L’UNESCO a jugé que le pont risquait de dégrader le site. L’organisme a formellement prévenu les autorités allemandes. Dresde a même été mis sur la liste rouge, celle des sites en péril. Les citoyens ont voté en faveur du pont lors d’un référendum en 2005. Et l’UNESCO a donc retiré Dresde de sa liste du patrimoine mondial quatre ans plus tard.
Le Vieux-Québec pourrait-il connaître un sort similaire ? L’UNESCO n’a pas répondu à des questions de La Presse.

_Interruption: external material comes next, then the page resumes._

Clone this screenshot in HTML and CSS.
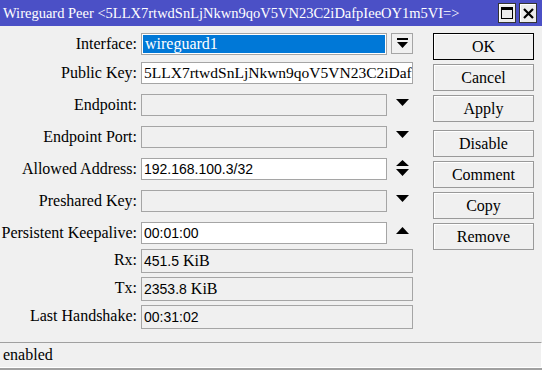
FILE: index.html
```html
<!DOCTYPE html>
<html lang="en">
<head>
  <meta charset="UTF-8">
  <title>Wireguard Peer</title>
  <link rel="stylesheet" href="styles.css">
</head>
<body>
  <div class="window">
    <div class="titlebar">
      <span class="title">Wireguard Peer &lt;5LLX7rtwdSnLjNkwn9qoV5VN23C2iDafpIeeOY1m5VI=&gt;</span>
      <div class="tb-buttons">
        <span class="tb-btn"><svg width="12" height="12" viewBox="0 0 12 12"><rect x="0.5" y="0.5" width="11" height="11" fill="none" stroke="#000"/><rect x="0" y="0" width="12" height="3" fill="#000"/></svg></span>
        <span class="tb-btn"><svg width="11" height="11" viewBox="0 0 11 11"><path d="M1 1 L10 10 M10 1 L1 10" stroke="#000" stroke-width="2.2"/></svg></span>
      </div>
    </div>

    <div class="main">
      <div class="form">
        <div class="row">
          <label>Interface:</label>
          <div class="field selected">wireguard1</div>
          <span class="ctl"><span class="dropbtn"><svg width="11" height="11" viewBox="0 0 11 11"><rect x="0" y="0" width="11" height="2" fill="#000"/><path d="M0 4 H11 L5.5 10 Z" fill="#000"/></svg></span></span>
        </div>
        <div class="row gap7">
          <label>Public Key:</label>
          <div class="field wide key">5LLX7rtwdSnLjNkwn9qoV5VN23C2iDaf</div>
        </div>
        <div class="row">
          <label>Endpoint:</label>
          <div class="field empty"></div>
          <span class="ctl arrow"><svg width="13" height="7" viewBox="0 0 13 7"><path d="M0 0 H13 L6.5 7 Z" fill="#000"/></svg></span>
        </div>
        <div class="row">
          <label>Endpoint Port:</label>
          <div class="field empty"></div>
          <span class="ctl arrow"><svg width="13" height="7" viewBox="0 0 13 7"><path d="M0 0 H13 L6.5 7 Z" fill="#000"/></svg></span>
        </div>
        <div class="row">
          <label>Allowed Address:</label>
          <div class="field"><span class="num">192.168.100.3/32</span></div>
          <span class="ctl arrow updown"><svg width="13" height="16" viewBox="0 0 13 16"><path d="M6.5 0 L13 6 H0 Z M0 9 H13 L6.5 16 Z" fill="#000"/></svg></span>
        </div>
        <div class="row">
          <label>Preshared Key:</label>
          <div class="field empty"></div>
          <span class="ctl arrow"><svg width="13" height="7" viewBox="0 0 13 7"><path d="M0 0 H13 L6.5 7 Z" fill="#000"/></svg></span>
        </div>
        <div class="row">
          <label>Persistent Keepalive:</label>
          <div class="field"><span class="num">00:01:00</span></div>
          <span class="ctl arrow"><svg width="13" height="7" viewBox="0 0 13 7"><path d="M6.5 0 L13 7 H0 Z" fill="#000"/></svg></span>
        </div>
        <div class="row ro first-ro">
          <label>Rx:</label>
          <div class="field wide readonly"><span class="num">451.5</span> KiB</div>
        </div>
        <div class="row ro">
          <label>Tx:</label>
          <div class="field wide readonly"><span class="num">2353.8</span> KiB</div>
        </div>
        <div class="row ro">
          <label>Last Handshake:</label>
          <div class="field wide readonly"><span class="num">00:31:02</span></div>
        </div>
      </div>

      <div class="buttons">
        <button class="default">OK</button>
        <button>Cancel</button>
        <button>Apply</button>
        <button class="sep">Disable</button>
        <button>Comment</button>
        <button>Copy</button>
        <button>Remove</button>
      </div>
    </div>

    <div class="status">enabled</div>
  </div>
</body>
</html>
```

FILE: styles.css
```css
body { margin: 0; background: #f0f0f0; font-family: "Liberation Serif", "DejaVu Serif", serif; font-size: 16px; color: #000; }
.window { width: 542px; height: 370px; display: flex; flex-direction: column; overflow: hidden; }

.titlebar { height: 26px; background: #4b50c6; display: flex; align-items: center; justify-content: space-between; padding: 0 5px 0 3px; }
.title { color: #fff; white-space: nowrap; font-size: 14.5px; }
.tb-buttons { display: flex; gap: 3px; }
.tb-btn { width: 16px; height: 18px; background: #ececec; border: 1px solid #333; box-shadow: inset 1px 1px 0 #fff; display: flex; align-items: center; justify-content: center; }

.main { flex: 1; display: flex; gap: 20px; padding-top: 7px; }
.form { width: 413px; display: flex; flex-direction: column; }
.row { display: grid; grid-template-columns: 141px 246px 26px; height: 22px; margin-top: 10px; }
.row:first-child { margin-top: 0; }
.row.gap7 { margin-top: 7px; }
.row.ro { height: 24px; margin-top: 4px; }
.row.ro.first-ro { margin-top: 5px; }
.row label { text-align: right; padding-right: 4px; line-height: 22px; white-space: nowrap; }

.field { border: 1px solid #a5a5a5; background: #fff; padding: 0 2px; line-height: 20px; white-space: nowrap; overflow: hidden; }
.field.wide { grid-column: 2 / 4; }
.field.key { font-size: 15.5px; }
.field.empty, .field.readonly { background: #f0f0f0; }
.field.readonly { line-height: 22px; }
.field.selected { background: #0078d7; color: #fff; box-shadow: inset 0 0 0 1px #fff; padding: 0 3px; }
.num { font-family: "Liberation Sans", Arial, sans-serif; font-size: 14px; }

.ctl { display: flex; justify-content: center; padding-left: 4px; }
.ctl.arrow { align-items: flex-start; padding-top: 5px; }
.ctl.updown { padding-top: 2px; }
.dropbtn { width: 20px; height: 19px; border: 1px solid #a5a5a5; background: #f0f0f0; display: flex; align-items: center; justify-content: center; }

.buttons { width: 101px; display: flex; flex-direction: column; gap: 4px; }
.buttons button { height: 27px; padding: 0; line-height: 24px; background: #f0f0f0; border: 1px solid #999; box-shadow: inset 1px 1px 0 #fff; font-family: inherit; font-size: 16px; color: #000; }
.buttons button.default { border-color: #000; }
.buttons button.sep { margin-top: 4px; }

.status { height: 24px; border-top: 1px solid #a0a0a0; border-right: 1px solid #fff; border-bottom: 1px solid #fff; box-shadow: 0 2px 0 #a0a0a0; padding-left: 3px; line-height: 24px; margin-bottom: 2px; }
```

Fait important, à Dresde, le pont a été construit à l’intérieur du périmètre reconnu par l’UNESCO. À Québec, le site du patrimoine mondial n’inclut pas le fleuve, et se limite à l’arrondissement historique du Vieux-Québec. Mais des intervenants, et notamment le Comité des citoyens, font valoir que la vue sur le fleuve à partir des hauteurs de la vieille ville fait partie de l’identité du lieu.
« Si le projet va de l’avant, est-ce que ça pourrait nous amener une exclusion ? Honnêtement, je ne le sais pas. Mais ça se peut très bien que le Canada reçoive un avertissement de la part du patrimoine mondial », note le professeur agrégé en géographie à l’Université Laval Étienne Berthold. « Mais c’est tellement arrivé peu souvent, il faut que les astres soient mal alignés. »
Le professeur Berthold rappelle que seuls trois sites ont perdu leur statut. En plus de Dresde, il s’agit de Liverpool – notamment à cause de la construction d’un stade pour le club d’Everton – et du Sanctuaire de l’oryx arabe, à Oman.
Un autre scénario…
Il s’agit donc d’une décision rarissime. On en sait pour l’instant très peu à propos du pont que veut construire le gouvernement Legault. L’axe évoqué se situe entre le Vieux-Québec et l’île d’Orléans, deux secteurs très sensibles et à la symbolique forte, remarque M. Berthold.
« On ne connaît pas l’emplacement exact, mais on sait qu’il sera entre le port et l’île d’Orléans, en face de Québec », indique Michel Masse.
Ça va affecter le paysage, la vue sur l’horizon à partir de la terrasse Dufferin et du Vieux, et la même chose de Lévis vers le Vieux-Québec. On va avoir le pont qui nous saute en pleine face.
Michel Masse, président du Comité des citoyens du Vieux-Québec
Le Comité s’oppose formellement à la construction d’un pont à cet endroit. Il ne s’agit pas de la première bataille de ce groupe citoyen. Il s’était vivement opposé à la construction d’un cinéma IMAX dans le Vieux-Port de Québec au début des années 1990. Ce cinéma s’est finalement installé aux Galeries de la Capitale.
Un autre scénario est possible : l’UNESCO pourrait choisir de commenter l’allure du futur troisième lien pour s’assurer d’une meilleure intégration. C’est arrivé à Bordeaux avec le pont Chaban-Delmas inauguré en 2013.
Le patrimoine mondial s’intéresse aussi à un projet de télécabine au-dessus de la Garonne à Bordeaux. Le comité local UNESCO a rendu un avis défavorable. Selon nos informations, une mission de l’ICOMOS (Conseil international des monuments et des sites) s’est d’ailleurs rendue à Bordeaux cette semaine pour étudier le projet.